Letter: P&Z chair counters zoning proposals editorial

Below is a Letter to the Editor from this week's Shelton Herald. If you'd like to have a letter to the editor run next week, email letters to brian.gioiele@hearstmediact.com

Below is a Letter to the Editor from this week's Shelton Herald. If you'd like to have a letter to the editor run next week, email letters to brian.gioiele@hearstmediact.com

Contributed photo

To the Editor:

An editorial written by the Hearst Connecticut Media Editorial Board titled “Changes to Zoning Laws Worth Supporting” appeared in the April 1 edition of the Shelton Herald, and I suspect in its sister editions throughout our state.

The editorial was written in response to the various legislative proposals to change local zoning laws and states “how little visible impact they (state-wide zoning changes) might have on local communities were they to pass,” “nothing under discussion in the Legislature would eliminate local zoning,” and a major point of the legislation “is to limit sprawl while increasing the quantity and variety of housing available.”

The editorial also suggests that “The current drive to update land-use laws is about giving people more freedom to make decisions about their land, opening up what’s allowed in certain parts of towns and bringing some life to a state that is too often left behind. In the process, a new future of greater equity and inclusion could result.”

I disagree.

What misguided legislators seek to implement are zoning regulations that the state feels are appropriate for a town — not what local residents feel, want or need. While “giving people more freedom to make decisions about their land” could be considered laudable, what an individual property owner might consider a suitable use for their property may be entirely unsuitable for the neighborhood due to the property size, location, access, noise, traffic volume, etc.

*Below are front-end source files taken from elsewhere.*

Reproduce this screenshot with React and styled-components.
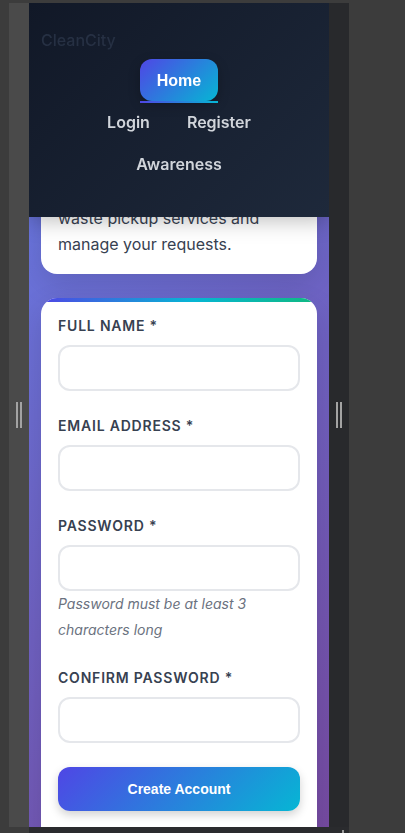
import React, { useLayoutEffect, useRef } from "react";
import styled, { createGlobalStyle } from "styled-components";

const Global = createGlobalStyle`
  html, body { margin: 0; padding: 0; background: #3c3c3c; }
  body { font-family: "Inter", "Noto Sans", sans-serif; }
  * { box-sizing: border-box; }
`;

const Screen = styled.div`
  width: 405px;
  height: 833px;
  overflow: hidden;
  background: #3c3c3c;
  padding: 3px 0 0 9px;
  display: flex;
  align-items: flex-start;
`;

const Rail = styled.div`
  width: 20px;
  height: 824px;
  flex: none;
  background: ${(p) => (p.$dark ? "#28292c" : "#4a4a4a")};
  display: flex;
  align-items: center;
  justify-content: center;
  gap: 2px;
`;

const Grip = styled.span`
  width: 2px;
  height: 26px;
  background: #a3a3a3;
`;

const Column = styled.div`
  width: 320px;
  display: flex;
  flex-direction: column;
`;

const DeviceRow = styled.div`
  display: flex;
`;

const BottomBar = styled.div`
  height: 6px;
  background: #2a2b2e;
  display: flex;
  justify-content: flex-end;
  align-items: flex-end;
  padding-right: 5px;
`;

const CornerMark = styled.span`
  width: 2px;
  height: 3px;
  background: #9a9a9a;
`;

const Viewport = styled.div`
  width: 300px;
  height: 824px;
  flex: none;
  background: linear-gradient(135deg, #667eea 0%, #764ba2 100%);
  overflow: hidden;
`;

const Scroller = styled.div`
  height: 100%;
  overflow: hidden;
`;

const Header = styled.header`
  position: sticky;
  top: 0;
  z-index: 10;
  height: 214px;
  padding: 24px 12px 32px;
  background: linear-gradient(135deg, #111827 0%, #1e293b 100%);
  box-shadow: 0 4px 20px rgba(0, 0, 0, 0.25);
  display: flex;
  flex-direction: column;
  gap: 6px;
`;

const Logo = styled.div`
  font-size: 16px;
  line-height: 26px;
  color: #263043;
  font-weight: 500;
`;

const Nav = styled.nav`
  display: flex;
  flex-direction: column;
  align-items: center;
`;

const NavRow = styled.div`
  display: flex;
  justify-content: center;
  gap: 5px;
  height: 42px;
  align-items: center;
`;

const ActiveButton = styled.button`
  position: relative;
  height: 42px;
  padding: 1px 17px 0;
  border: none;
  border-radius: 12px;
  background: linear-gradient(135deg, #4f46e5 0%, #06b6d4 100%);
  color: #ffffff;
  font-family: "Liberation Sans", Arial, sans-serif;
  font-weight: 700;
  font-size: 16px;
  box-shadow: 0 4px 12px rgba(0, 0, 0, 0.25);
  &::after {
    content: "";
    position: absolute;
    left: 0;
    right: 0;
    bottom: -2px;
    height: 2px;
    background: linear-gradient(90deg, #4f46e5, #06b6d4);
  }
`;

const NavLink = styled.a`
  padding: 0 16px;
  font-size: 16px;
  font-weight: 600;
  line-height: 24px;
  color: #d1d5db;
  text-decoration: none;
`;

const Main = styled.main`
  padding: 24px 12px 40px;
  display: flex;
  flex-direction: column;
  gap: 24px;
`;

const Card = styled.section`
  position: relative;
  overflow: hidden;
  background: #ffffff;
  border-radius: 16px;
  padding: ${(p) => (p.$form ? "18px 17px 24px" : "24px 17px 17px")};
  box-shadow: 0 10px 30px rgba(0, 0, 0, 0.12);
  ${(p) =>
    p.$form &&
    `
    &::before {
      content: "";
      position: absolute;
      top: 0;
      left: 0;
      right: 0;
      height: 4px;
      background: linear-gradient(90deg, #4f46e5 0%, #06b6d4 55%, #10b981 100%);
    }
  `}
`;

const Title = styled.h2`
  margin: 0 0 12px;
  font-size: 28px;
  line-height: 36px;
  font-weight: 700;
  color: #111827;
`;

const Lead = styled.p`
  margin: 0;
  font-size: 16px;
  line-height: 26px;
  color: #374151;
`;

const Field = styled.div`
  display: flex;
  flex-direction: column;
  margin-bottom: 25px;
`;

const Label = styled.label`
  font-size: 14px;
  line-height: 20px;
  font-weight: 600;
  letter-spacing: 0.8px;
  text-transform: uppercase;
  color: #374151;
  margin-bottom: 9px;
`;

const Input = styled.input`
  height: 46px;
  width: 100%;
  border: 2px solid #e5e7eb;
  border-radius: 12px;
  background: #ffffff;
  padding: 0 14px;
  font-family: "Inter", sans-serif;
  font-size: 16px;
  outline: none;
`;

const Hint = styled.small`
  font-size: 14px;
  line-height: 26px;
  font-style: italic;
  color: #6b7280;
`;

const Submit = styled.button`
  width: 100%;
  height: 44px;
  margin-top: -1px;
  border: none;
  border-radius: 12px;
  background: linear-gradient(135deg, #4f46e5 0%, #06b6d4 100%);
  color: #ffffff;
  font-family: "Liberation Sans", Arial, sans-serif;
  font-weight: 700;
  font-size: 14px;
  box-shadow: 0 4px 10px rgba(0, 0, 0, 0.18);
`;

const Footnote = styled.p`
  margin: 40px 0 0;
  text-align: center;
  font-size: 14px;
  color: #6b7280;
`;

const fields = [
  { id: "name", label: "Full Name *", type: "text" },
  { id: "email", label: "Email Address *", type: "email" },
  { id: "password", label: "Password *", type: "password", hint: "Password must be at least 3 characters long" },
  { id: "confirm", label: "Confirm Password *", type: "password" },
];

export default function App() {
  const scrollRef = useRef(null);
  const introRef = useRef(null);

  useLayoutEffect(() => {
    const s = scrollRef.current;
    const c = introRef.current;
    if (!s || !c) return;
    const d = c.getBoundingClientRect().bottom - s.getBoundingClientRect().top - 271;
    s.scrollTop += d;
  }, []);

  return (
    <>
      <Global />
      <Screen>
        <Rail>
          <Grip />
          <Grip />
        </Rail>
        <Column>
          <DeviceRow>
            <Viewport>
              <Scroller ref={scrollRef}>
                <Header>
                  <Logo>CleanCity</Logo>
                  <Nav>
                    <NavRow>
                      <ActiveButton>Home</ActiveButton>
                    </NavRow>
                    <NavRow>
                      <NavLink>Login</NavLink>
                      <NavLink>Register</NavLink>
                    </NavRow>
                    <NavRow>
                      <NavLink>Awareness</NavLink>
                    </NavRow>
                  </Nav>
                </Header>
                <Main>
                  <Card ref={introRef}>
                    <Title>Create Account</Title>
                    <Lead>Join our community to access waste pickup services and manage your requests.</Lead>
                  </Card>
                  <Card $form>
                    {fields.map((f) => (
                      <Field key={f.id}>
                        <Label htmlFor={f.id}>{f.label}</Label>
                        <Input id={f.id} type={f.type} />
                        {f.hint && <Hint>{f.hint}</Hint>}
                      </Field>
                    ))}
                    <Submit>Create Account</Submit>
                    <Footnote>Already have an account? Login</Footnote>
                  </Card>
                </Main>
              </Scroller>
            </Viewport>
            <Rail $dark>
              <Grip />
              <Grip />
            </Rail>
          </DeviceRow>
          <BottomBar>
            <CornerMark />
          </BottomBar>
        </Column>
      </Screen>
    </>
  );
}
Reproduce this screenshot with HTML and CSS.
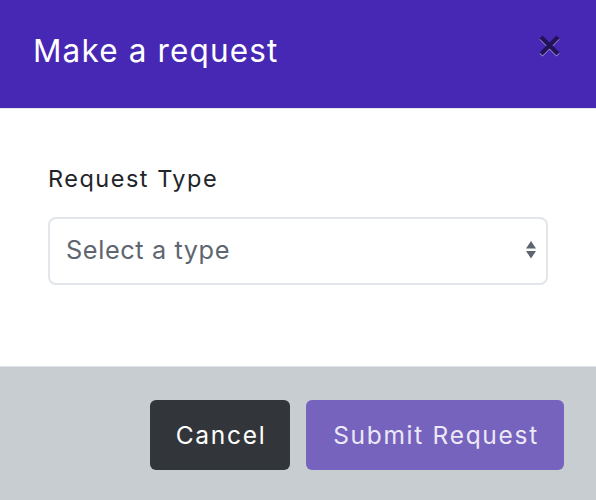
FILE: index.html
```html
<!DOCTYPE html>
<html>
<head>
<meta charset="utf-8">
<link rel="stylesheet" href="styles.css">
</head>
<body>
<div class="modal">
  <header class="modal-header">
    <h1 class="modal-title">Make a request</h1>
    <button class="close" aria-label="Close">
      <svg width="22" height="22" viewBox="0 0 22 22">
        <g opacity="0.5">
          <path d="M2 3 L19 20 M19 3 L2 20" stroke="#ffffff" stroke-width="4.4"/>
          <path d="M2 2 L19 19 M19 2 L2 19" stroke="#000000" stroke-width="4.4"/>
        </g>
      </svg>
    </button>
  </header>
  <section class="modal-body">
    <label class="field-label">Request Type</label>
    <div class="select">
      <span class="select-text">Select a type</span>
      <svg class="select-arrows" width="10" height="18" viewBox="0 0 10 18">
        <path d="M5 0 L10 7.5 L0 7.5 Z" fill="#5d6670"/>
        <path d="M0 10 L10 10 L5 17.5 Z" fill="#5d6670"/>
      </svg>
    </div>
  </section>
  <footer class="modal-footer">
    <button class="btn btn-dark">Cancel</button>
    <button class="btn btn-primary">Submit Request</button>
  </footer>
</div>
</body>
</html>
```
FILE: styles.css
```css
html, body {
  margin: 0;
  padding: 0;
}
body {
  font-family: "Inter", "Open Sans", sans-serif;
  background: #c8cdd1;
}
.modal {
  display: flex;
  flex-direction: column;
  height: 500px;
}
.modal-header {
  background: #4628b4;
  height: 102px;
  display: flex;
  align-items: center;
  justify-content: space-between;
  padding: 0 35px 6px 33px;
  border-bottom: 1px solid #e6e8ec;
}
.modal-title {
  margin: 0;
  color: #ffffff;
  font-weight: 400;
  font-size: 31.5px;
  line-height: 1;
  letter-spacing: 1.15px;
}
.close {
  background: none;
  border: 0;
  padding: 0;
  width: 22px;
  height: 22px;
  display: flex;
  margin-bottom: 10px;
}
.modal-body {
  background: #ffffff;
  height: 199px;
  padding: 58px 48px 0 48px;
  border-bottom: 1px solid #dfe3e7;
}
.field-label {
  display: block;
  font-size: 23.5px;
  line-height: 23px;
  color: #212529;
  letter-spacing: 1.5px;
  margin-bottom: 27px;
}
.select {
  height: 68px;
  box-sizing: border-box;
  border: 2px solid #e2e5e9;
  border-radius: 8px;
  display: flex;
  align-items: center;
  justify-content: space-between;
  padding: 0 10px 3px 16px;
}
.select-text {
  font-size: 25.3px;
  line-height: 1;
  color: #5d6670;
  letter-spacing: 0.6px;
}
.modal-footer {
  flex: 1;
  display: flex;
  justify-content: flex-end;
  align-items: flex-start;
  gap: 16px;
  padding: 33px 32px 0 0;
}
.btn {
  height: 70px;
  border: 0;
  border-radius: 6px;
  font-family: inherit;
  font-size: 24.5px;
  letter-spacing: 1.7px;
  padding: 0 0 0 2px;
}
.btn-dark {
  background: #32363a;
  color: #ffffff;
  width: 140px;
}
.btn-primary {
  background: #7663bd;
  color: #ece9f7;
  width: 258px;
}
```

“Opening up what’s allowed in certain parts of towns” guarantees a problem for a neighboring property owner if an incompatible use is now allowed, such as a factory or freight business in a residential neighborhood.

The editorial also states “A complementary provision, to allow the legalization of what are known as accessory dwelling units in single-family zones, would not affect the appearance of a neighborhood at all.” Not necessarily. While a residential structure may have only its internal area changed to allow more occupants, the occupants — who may not necessarily be a blood relation — may negatively impact the feel of the neighborhood with additional vehicles being parked on the street, more traffic and noise. An accessory dwelling unit does not necessarily mean an increase in property values.

The editorial states that “Opponents have reacted to all this with something that can best be described as hysteria.” The reactions by those opposed to the legislative proposals are justified and are meant to point out the misleading and inappropriate means for the state to control zoning. As many who are opposed to the proposals have pointed out, “top down” zoning and “one-size fits all” would be destructive to our autonomous system of zoning.

I strongly believe that replacing home rule and local zoning control will have negative effects on our communities. How would a municipality hold the State of Connecticut accountable for improper decisions that are against the best interests of a community?

State legislators should be spending time giving those seeking housing the wherewithal to afford housing by not burdening more taxes upon a potential employer which restrains the ability for business expansion and the need to hire additional workers. Connecticut’s focus needs to be on creating a good business climate and not one that discourages business development and decreases the chance of gainful employment for all sectors of society.